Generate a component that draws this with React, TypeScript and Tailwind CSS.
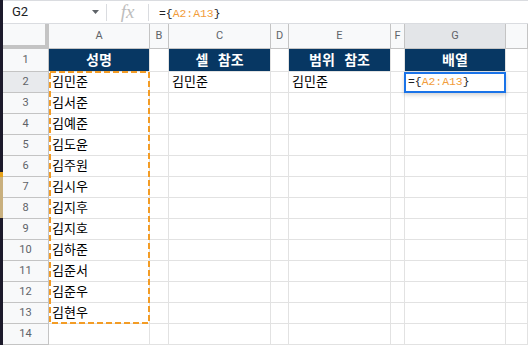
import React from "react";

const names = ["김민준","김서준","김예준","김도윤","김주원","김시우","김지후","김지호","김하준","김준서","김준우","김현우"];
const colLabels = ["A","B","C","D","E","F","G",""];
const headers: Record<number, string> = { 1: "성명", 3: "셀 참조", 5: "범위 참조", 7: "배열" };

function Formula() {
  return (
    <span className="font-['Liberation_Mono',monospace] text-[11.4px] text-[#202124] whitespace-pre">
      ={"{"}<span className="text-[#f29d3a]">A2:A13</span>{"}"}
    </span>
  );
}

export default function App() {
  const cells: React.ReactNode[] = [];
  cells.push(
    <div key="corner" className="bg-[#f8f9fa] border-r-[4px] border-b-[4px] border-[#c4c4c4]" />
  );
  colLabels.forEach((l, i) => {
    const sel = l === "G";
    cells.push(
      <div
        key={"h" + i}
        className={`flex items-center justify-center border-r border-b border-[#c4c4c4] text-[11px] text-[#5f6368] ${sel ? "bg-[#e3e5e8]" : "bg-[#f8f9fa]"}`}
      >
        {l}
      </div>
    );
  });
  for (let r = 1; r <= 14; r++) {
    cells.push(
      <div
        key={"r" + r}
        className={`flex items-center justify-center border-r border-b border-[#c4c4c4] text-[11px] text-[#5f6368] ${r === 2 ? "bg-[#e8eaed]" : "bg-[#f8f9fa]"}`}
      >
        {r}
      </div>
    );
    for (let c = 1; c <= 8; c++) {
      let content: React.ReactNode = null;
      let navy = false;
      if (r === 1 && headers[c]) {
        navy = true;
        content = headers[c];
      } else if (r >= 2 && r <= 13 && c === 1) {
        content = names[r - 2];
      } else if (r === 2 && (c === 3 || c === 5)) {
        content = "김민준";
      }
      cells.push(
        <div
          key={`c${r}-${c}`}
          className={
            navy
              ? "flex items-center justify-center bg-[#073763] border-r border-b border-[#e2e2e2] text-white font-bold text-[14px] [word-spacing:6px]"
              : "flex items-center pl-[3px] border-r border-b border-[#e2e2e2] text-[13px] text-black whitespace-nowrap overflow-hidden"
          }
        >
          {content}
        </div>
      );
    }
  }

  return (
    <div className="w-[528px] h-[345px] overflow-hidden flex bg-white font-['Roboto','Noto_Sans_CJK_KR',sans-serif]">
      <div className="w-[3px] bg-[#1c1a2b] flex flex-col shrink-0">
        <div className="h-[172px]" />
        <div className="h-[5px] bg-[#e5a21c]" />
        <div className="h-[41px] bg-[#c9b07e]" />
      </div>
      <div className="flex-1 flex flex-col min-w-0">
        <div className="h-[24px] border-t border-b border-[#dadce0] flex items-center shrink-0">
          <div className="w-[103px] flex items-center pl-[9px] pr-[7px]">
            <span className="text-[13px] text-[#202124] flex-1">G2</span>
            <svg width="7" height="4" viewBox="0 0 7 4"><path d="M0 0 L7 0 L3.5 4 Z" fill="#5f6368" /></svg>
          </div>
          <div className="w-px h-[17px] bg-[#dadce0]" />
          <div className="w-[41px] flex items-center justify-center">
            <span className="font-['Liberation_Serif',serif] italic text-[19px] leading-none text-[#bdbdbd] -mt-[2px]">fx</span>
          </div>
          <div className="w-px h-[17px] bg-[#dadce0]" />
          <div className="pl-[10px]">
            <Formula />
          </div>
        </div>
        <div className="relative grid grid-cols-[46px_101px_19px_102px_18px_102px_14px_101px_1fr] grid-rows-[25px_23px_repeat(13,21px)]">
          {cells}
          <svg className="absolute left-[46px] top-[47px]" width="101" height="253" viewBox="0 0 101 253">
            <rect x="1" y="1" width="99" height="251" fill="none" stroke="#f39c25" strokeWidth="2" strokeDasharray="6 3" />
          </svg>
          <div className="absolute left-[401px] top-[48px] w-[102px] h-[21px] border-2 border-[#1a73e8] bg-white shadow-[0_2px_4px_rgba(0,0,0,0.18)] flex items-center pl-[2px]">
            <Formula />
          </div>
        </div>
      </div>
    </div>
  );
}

##############################

### Exercise goal
Omit the pictures and reproduce the listing exactly.

### Task response
Generate a component that draws this with React, TypeScript and Tailwind CSS.
import React from "react";

const names = ["김민준","김서준","김예준","김도윤","김주원","김시우","김지후","김지호","김하준","김준서","김준우","김현우"];
const colLabels = ["A","B","C","D","E","F","G",""];
const headers: Record<number, string> = { 1: "성명", 3: "셀 참조", 5: "범위 참조", 7: "배열" };

function Formula() {
  return (
    <span className="font-['Liberation_Mono',monospace] text-[11.4px] text-[#202124] whitespace-pre">
      ={"{"}<span className="text-[#f29d3a]">A2:A13</span>{"}"}
    </span>
  );
}

export default function App() {
  const cells: React.ReactNode[] = [];
  cells.push(
    <div key="corner" className="bg-[#f8f9fa] border-r-[4px] border-b-[4px] border-[#c4c4c4]" />
  );
  colLabels.forEach((l, i) => {
    const sel = l === "G";
    cells.push(
      <div
        key={"h" + i}
        className={`flex items-center justify-center border-r border-b border-[#c4c4c4] text-[11px] text-[#5f6368] ${sel ? "bg-[#e3e5e8]" : "bg-[#f8f9fa]"}`}
      >
        {l}
      </div>
    );
  });
  for (let r = 1; r <= 14; r++) {
    cells.push(
      <div
        key={"r" + r}
        className={`flex items-center justify-center border-r border-b border-[#c4c4c4] text-[11px] text-[#5f6368] ${r === 2 ? "bg-[#e8eaed]" : "bg-[#f8f9fa]"}`}
      >
        {r}
      </div>
    );
    for (let c = 1; c <= 8; c++) {
      let content: React.ReactNode = null;
      let navy = false;
      if (r === 1 && headers[c]) {
        navy = true;
        content = headers[c];
      } else if (r >= 2 && r <= 13 && c === 1) {
        content = names[r - 2];
      } else if (r === 2 && (c === 3 || c === 5)) {
        content = "김민준";
      }
      cells.push(
        <div
          key={`c${r}-${c}`}
          className={
            navy
              ? "flex items-center justify-center bg-[#073763] border-r border-b border-[#e2e2e2] text-white font-bold text-[14px] [word-spacing:6px]"
              : "flex items-center pl-[3px] border-r border-b border-[#e2e2e2] text-[13px] text-black whitespace-nowrap overflow-hidden"
          }
        >
          {content}
        </div>
      );
    }
  }

  return (
    <div className="w-[528px] h-[345px] overflow-hidden flex bg-white font-['Roboto','Noto_Sans_CJK_KR',sans-serif]">
      <div className="w-[3px] bg-[#1c1a2b] flex flex-col shrink-0">
        <div className="h-[172px]" />
        <div className="h-[5px] bg-[#e5a21c]" />
        <div className="h-[41px] bg-[#c9b07e]" />
      </div>
      <div className="flex-1 flex flex-col min-w-0">
        <div className="h-[24px] border-t border-b border-[#dadce0] flex items-center shrink-0">
          <div className="w-[103px] flex items-center pl-[9px] pr-[7px]">
            <span className="text-[13px] text-[#202124] flex-1">G2</span>
            <svg width="7" height="4" viewBox="0 0 7 4"><path d="M0 0 L7 0 L3.5 4 Z" fill="#5f6368" /></svg>
          </div>
          <div className="w-px h-[17px] bg-[#dadce0]" />
          <div className="w-[41px] flex items-center justify-center">
            <span className="font-['Liberation_Serif',serif] italic text-[19px] leading-none text-[#bdbdbd] -mt-[2px]">fx</span>
          </div>
          <div className="w-px h-[17px] bg-[#dadce0]" />
          <div className="pl-[10px]">
            <Formula />
          </div>
        </div>
        <div className="relative grid grid-cols-[46px_101px_19px_102px_18px_102px_14px_101px_1fr] grid-rows-[25px_23px_repeat(13,21px)]">
          {cells}
          <svg className="absolute left-[46px] top-[47px]" width="101" height="253" viewBox="0 0 101 253">
            <rect x="1" y="1" width="99" height="251" fill="none" stroke="#f39c25" strokeWidth="2" strokeDasharray="6 3" />
          </svg>
          <div className="absolute left-[401px] top-[48px] w-[102px] h-[21px] border-2 border-[#1a73e8] bg-white shadow-[0_2px_4px_rgba(0,0,0,0.18)] flex items-center pl-[2px]">
            <Formula />
          </div>
        </div>
      </div>
    </div>
  );
}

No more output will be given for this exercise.